Everybody in the tech world talks about disruption as if it’s always a good thing. Of course, it feels a bit different if yours is the business being disrupted. One group of individuals who have experienced a significant amount of disruption in recent years are those who work in small business IT consulting and system integration. The source, of course, for most of the disruption they’ve been experienced is the push toward cloud computing.
I personally know of at least three small business IT consultants who have hung up their spurs and moved on to other careers, and the reasons they give for doing this seem to be twofold. First, while IT has always been a rapidly changing field, change seems to have picked up speed considerably with the move toward cloud computing. With change of course comes additional stress — the stress of learning new skills and the stress of retooling your business — and for some consultants (particularly those with 15-plus years of experience) the motivation to learn and the amount of work involved in retooling just seems too high a bar to try to leap over just to keep running their business.
The second consideration that I’ve heard from them that has led them to leave the small business IT consulting area is that the margins for earning are too small with cloud computing for them to continue to make a decent living. Only one small business IT consultant I know personally is making a good living helping small businesses move to the cloud, and he’s a young aggressive guy who has only been in the IT field for a couple of years. All of my more experienced small business IT consultant colleagues who are still working in the field are finding it increasingly difficult to make good money selling, configuring, and maintaining cloud services for their customers. Some are even trying to scare customers off from the cloud by trumpeting the security/privacy risks of migrating their on-premises infrastructures entirely to the cloud. I actually think they’re right about this and that a hybrid approach (on-premises plus cloud) is perhaps the best approach for most smaller businesses, but that’s another matter.
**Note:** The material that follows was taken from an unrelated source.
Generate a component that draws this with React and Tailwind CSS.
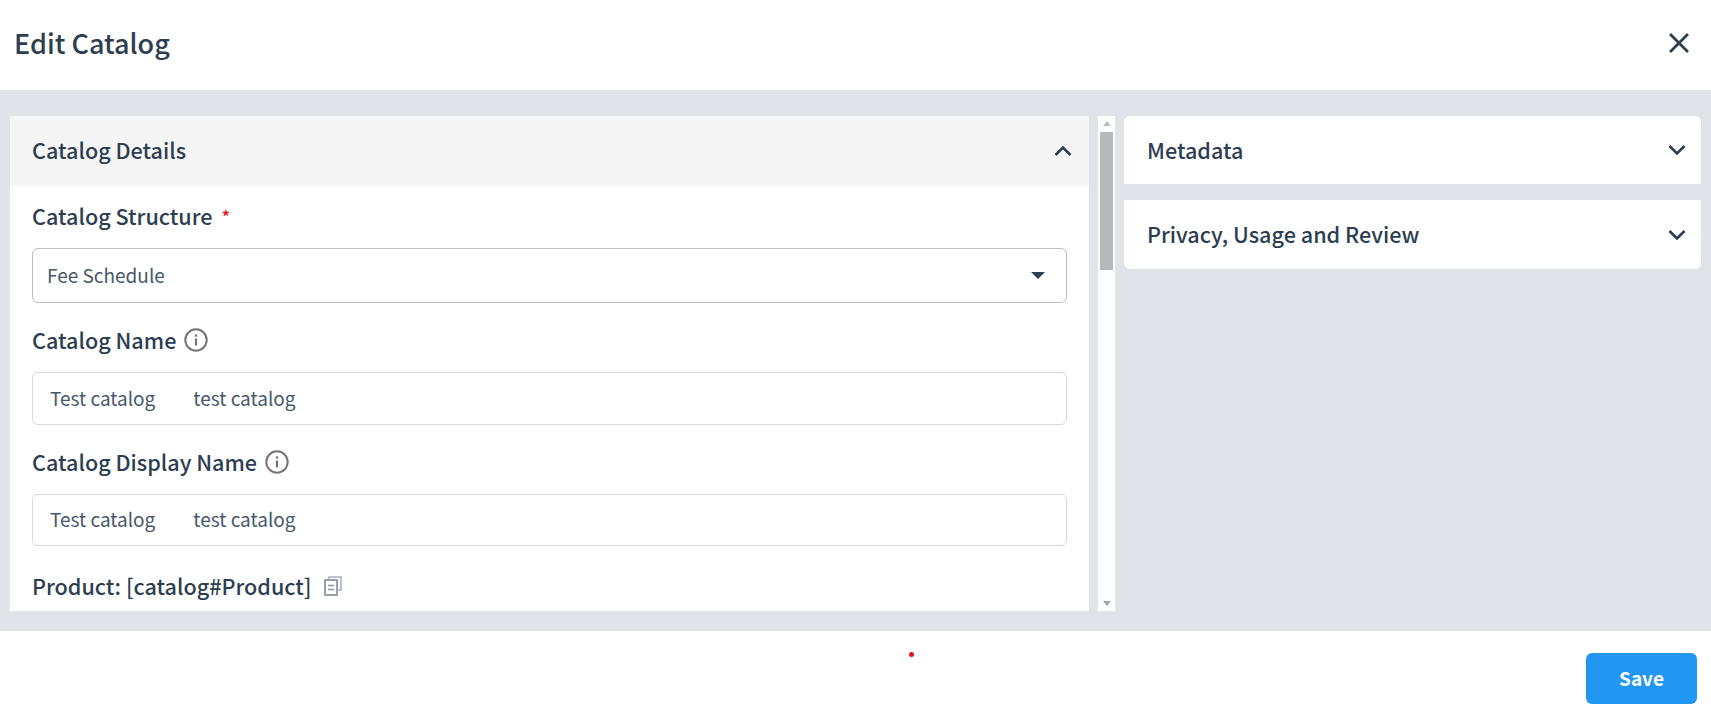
import React from 'react';

const font = "font-['Noto_Sans_CJK_SC','Noto_Sans',sans-serif]";

const InfoIcon = () => (
  <svg width="24" height="24" viewBox="0 0 24 24" fill="none" className="ml-[8px]">
    <circle cx="12" cy="12" r="10.7" stroke="#757575" strokeWidth="2" />
    <rect x="10.9" y="10.5" width="2.2" height="7" fill="#757575" />
    <rect x="10.9" y="6.4" width="2.2" height="2.2" fill="#757575" />
  </svg>
);

const CopyIcon = () => (
  <svg width="18" height="20" viewBox="0 0 18 20" fill="none" className="ml-[12px]">
    <path d="M5 3.5V1h12v13h-3" stroke="#a5afba" strokeWidth="1.5" />
    <rect x="1" y="4" width="12" height="15" stroke="#8b97a4" strokeWidth="1.8" />
    <path d="M4 9.5h6M4 13.5h6" stroke="#8b97a4" strokeWidth="1.5" />
  </svg>
);

const Chevron = ({ up }) => (
  <svg width="18" height="12" viewBox="0 0 18 12" fill="none">
    <path d={up ? 'M1.5 10L9 2.5L16.5 10' : 'M1.5 2L9 9.5L16.5 2'} stroke="#2c3e50" strokeWidth="2.6" />
  </svg>
);

const Label = ({ children, className = '' }) => (
  <div className={`flex items-center text-[21.6px] leading-[28px] font-medium text-[#2c3e50] ${className}`}>
    {children}
  </div>
);

const TextField = ({ className = '' }) => (
  <div className={`flex items-center border border-[#d9d9d9] rounded-md pl-[17px] pb-[1px] text-[19px] text-[#46586a] ${className}`}>
    <span>Test catalog</span>
    <span className="ml-[38px]">test catalog</span>
  </div>
);

const SideCard = ({ title, className = '' }) => (
  <div className={`flex items-center justify-between bg-white pl-[23px] pr-[15px] text-[21.6px] font-medium text-[#2c3e50] ${className}`}>
    <span>{title}</span>
    <Chevron />
  </div>
);

export default function App() {
  return (
    <div className={`flex flex-col h-[705px] bg-white ${font}`}>
      {/* Header */}
      <div className="flex items-center justify-between h-[91px] shrink-0 border-b border-[#e6e8eb] pl-[14px] pr-[21px] pb-[4px]">
        <h1 className="text-[27px] font-medium text-[#2c3e50]">Edit Catalog</h1>
        <svg width="22" height="22" viewBox="0 0 22 22" fill="none">
          <path d="M2 2L20 20M20 2L2 20" stroke="#2c3e50" strokeWidth="2.8" />
        </svg>
      </div>

      {/* Body */}
      <div className="flex flex-1 min-h-0 bg-[#e0e3e8] pt-[25px] pb-[19px] pl-[10px] pr-[10px]">
        <div className="w-[1079px] shrink-0 bg-white overflow-hidden">
          <div className="flex items-center justify-between h-[70px] bg-[#f5f5f5] pl-[22px] pr-[17px] pb-[1px] text-[21.6px] font-medium text-[#2c3e50]">
            <span>Catalog Details</span>
            <Chevron up />
          </div>
          <div className="pl-[22px] pr-[22px]">
            <Label className="mt-[16px]">
              Catalog Structure
              <span className="ml-[9px] text-[18px] text-[#e8111a]">*</span>
            </Label>
            <div className="flex items-center justify-between h-[55px] mt-[18px] border border-[#bdbdbd] rounded-md pl-[14px] pr-[21px] pb-[1px] text-[19px] text-[#46586a]">
              <span>Fee Schedule</span>
              <span className="w-0 h-0 border-x-[7px] border-x-transparent border-t-[7px] border-t-[#2c3e50]" />
            </div>
            <Label className="mt-[23px]">
              Catalog Name
              <InfoIcon />
            </Label>
            <TextField className="h-[53px] mt-[18px]" />
            <Label className="mt-[23px]">
              Catalog Display Name
              <InfoIcon />
            </Label>
            <TextField className="h-[52px] mt-[18px]" />
            <Label className="mt-[26px]">
              Product: [catalog#Product]
              <CopyIcon />
            </Label>
          </div>
        </div>

        {/* Scrollbar */}
        <div className="flex flex-col items-center justify-between w-[17px] shrink-0 ml-[9px] bg-white pt-[5px] pb-[5px]">
          <div className="flex flex-col items-center w-full">
            <span className="w-0 h-0 border-x-[4px] border-x-transparent border-b-[5px] border-b-[#bdbdbd]" />
            <div className="w-[13px] h-[138px] mt-[6px] bg-[#b8b8b8]" />
          </div>
          <span className="w-0 h-0 border-x-[4px] border-x-transparent border-t-[5px] border-t-[#a3a3a3]" />
        </div>

        {/* Right column */}
        <div className="flex-1 ml-[9px] flex flex-col gap-[16px]">
          <SideCard title="Metadata" className="h-[68px] rounded-t-md" />
          <SideCard title="Privacy, Usage and Review" className="h-[69px] rounded-b-md" />
        </div>
      </div>

      {/* Footer */}
      <div className="relative flex justify-end items-start h-[75px] shrink-0 border-t border-[#e6e8eb] pt-[22px] pr-[14px]">
        <span className="absolute left-[909px] top-[21px] w-[5px] h-[5px] rounded-full bg-[#e8111a]" />
        <button className="w-[111px] h-[51px] rounded-md bg-[#2196f3] text-[19px] font-bold text-white">Save</button>
      </div>
    </div>
  );
}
Finally, while few small businesses would consider purchasing their own server system and then configuring and maintaining it on-premises without the help of an IT expert (either on staff or as a consultant), it seems that more and more small business owners are beginning to view IT as a commodity they can rent and utilize with little or no expert help, and it’s the cloud (or at least the hype surrounding the cloud) that seems to be giving them this impression. Whether it’s a true impression or a misleading one is beside the point however because the impression of “no setup required” and “turnkey cloud services” is be becoming increasingly widespread in the world of IT solutions marketing.
On the other hand…
On the other hand, I’ve talked with several consultants who work primarily with small and midsized businesses who are making a pretty good living off of the cloud. One of these colleagues who I often keep in touch as he keeps his finger on the pulse of the consulting world is Andrew S. Baker, the president and founder of BrainWave Consulting Co., which provides cybersecurity and technology consulting services for small and medium-sized businesses. When I asked Andrew some time back for his opinions on how cloud computing has been affecting his own business and career, he thoughtfully replied as follows:
“My personal take on cloud computing is that it is viable for a considerable number of businesses and that embracing it is beneficial to technologists — particularly consultants. I cater to the SMB market, primarily, and I’ve found that it is easier to get customers to make use of a cloud service that provides a function they need vs. getting them to make a similar investment in an on-premises solution. It is also easier for them to size cloud infrastructure than it is for them to accept the sizing of on-premises solutions (in many cases).
Yes, there is a small loss of maintenance revenue that can come with managing physical, local infrastructure, but this is offset for me by more frequent implementation and migration revenue, and by having a buffer between myself and the delivery of services. At this point, however, I’d much rather manage the cloud vendor relationship — even if only during support issues — than have to manage all of the moving parts of a given infrastructure. The bigger margin doesn’t equate to the much bigger headache. The appropriate use of cloud computing also helps to minimize some of the concerns about a technologist having to maintain in-depth knowledge of every single piece of hardware or software they might touch.
Not going away
Not everything belongs in the cloud today, and not everyone is going to like the new model, but it’s nothing more than the ongoing maturation of mainframe terminals — > client/server — > web computing. It’s not going away anytime soon. It’s not for everyone, but it could work for many if they gave it some consideration. It has allowed me to focus on more strategy and long-term technology direction, rather than get too invested in each specific technology decision.”
I think Andrew hit it on the head when he weighed the loss of maintenance revenue against the added migration revenue and the buffer that cloud computing places between himself and the customer. In the end, it’s really about reallocating your time and energy as a consultant to match the changes in your potential revenue streams. And I don’t know about you, but business challenges like that excite me and energize me instead of draining me. Finding new and better ways to earn money as a consultant or other independent IT pro is a creative endeavor that can be highly satisfying — as long as you can still pay the bills.